Most Americans will undergo a standardized funerary ritual: embalming to slow decomposition, placement in a sleek coffin, and burial in a manicured graveyard, marked by a slab of granite or marble.

Cremation has been an alternative for years, but another option is gaining ground: eco-burial.

Instead of being laid to rest in traditional memorial parks, eco-burials (or natural burials or green burials) place remains in nature parks designed for two purposes: care of the dead, and care of the wildlands.

A leading company in this endeavor is Memorial Ecosystems, owned by Billy and Kimberly Campbell of Westminster, S.C.

“The traditional way is very sterile and doesn’t always suit the values or lifestyle of the individual,” said Mrs. Campbell in the Greenville News. “People are looking for more intimate, unique ways.”

Burials by Memorial Ecosystems eschew embalming, permanent vaults and expensive markers in favor of no embalming fluids, no vaults and only biodegradable caskets. Markers are allowed, but they are most often simple and carved into natural rock. And the burial plot is located in a nature preserve.

These “dust to dust” burials represent a new—though recycled—way of thinking about death and burial. The Campbells, and those who seek their services, see a distinctly spiritual bent to preserving land while being interred.

They say it’s a misconception to think that only pagans or New Age types would be interested in being buried in a nature preserve.

“We’ve had more Southern Baptist services than anything else,” Mr. Campbell told the News.

The law regarding burial sites is not easily deciphered, but the Campbells have literally made it their business to know the system. Their first memorial nature park, Ramsey Creek Preserve in South Carolina, complies fully with the state’s laws.

The Campbells told the News that 20 people have already been buried at the nature preserve, almost 40 more have bought plots, and hundreds more have inquired about the process.

Memorial Ecosystems has plans for another memorial nature park near San Diego, and it is involved with the creation of another in Florida’s panhandle. Death-care activists near San Francisco also cite Memorial Ecosystems as instrumental in promoting eco-burials there.

Though most Americans will be embalmed after death, the embalming process lacks the religious significance it held for other cultures in other times. For example, the ancient Egyptians were sophisticated embalmers; they believed preservation of the corpse was necessary for a fruitful afterlife.

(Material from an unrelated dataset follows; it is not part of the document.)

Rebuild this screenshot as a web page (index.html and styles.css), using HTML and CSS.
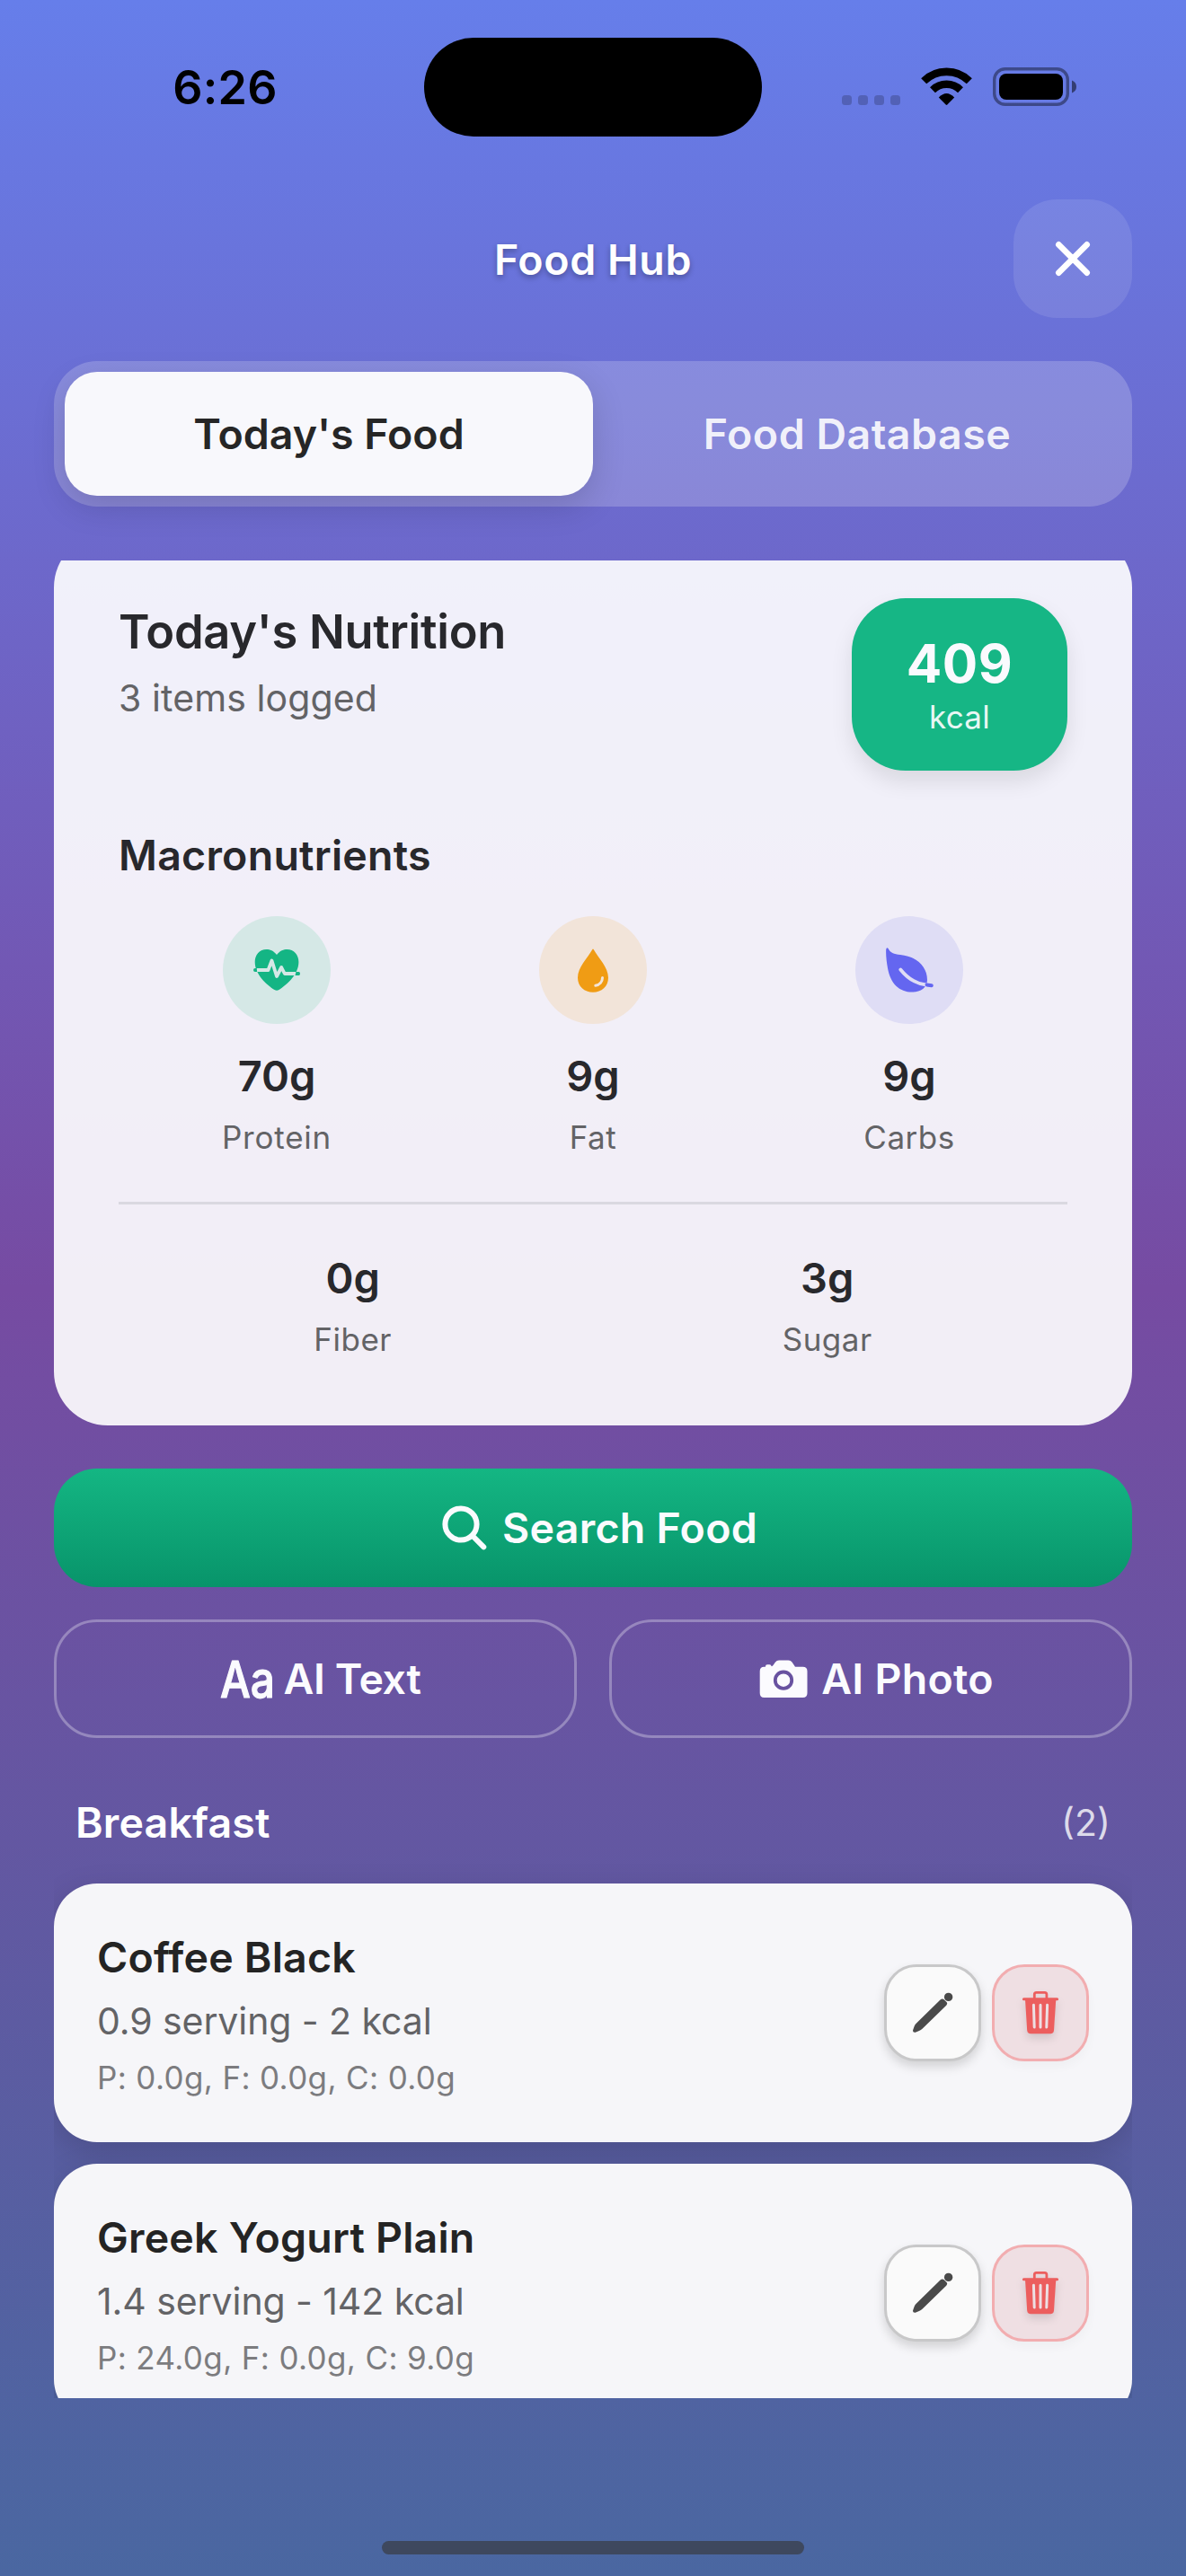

Other peoples have embalmed their loved ones as a means of preserving the body until it can undergo all funeral rites. This has been especially important during wartime when soldiers, slain on faraway battlefields, were embalmed to preserve the bodies for their journey back home.

Memorial Ecosystems rejects “toxic embalming fluids” and advertises that bypassing embalming also cuts down on funeral costs, which average roughly $6,000 in the United States, according to the National Funeral Directors Association.

In addition to saving money, another appeal of eco-burial is that decomposed bodies will naturally become part of the earth and contribute to new vegetation in the preserve. Thus, the plant life is made “sacred” by the presence of the deceased.

“When you’ve got people buried out there, and your grandfather is buried there, your grandma is buried there, your father and your sister, it makes the land different,” Mr. Campbell told the News. “We hope people will see this as a nature preserve where people happen to be buried.”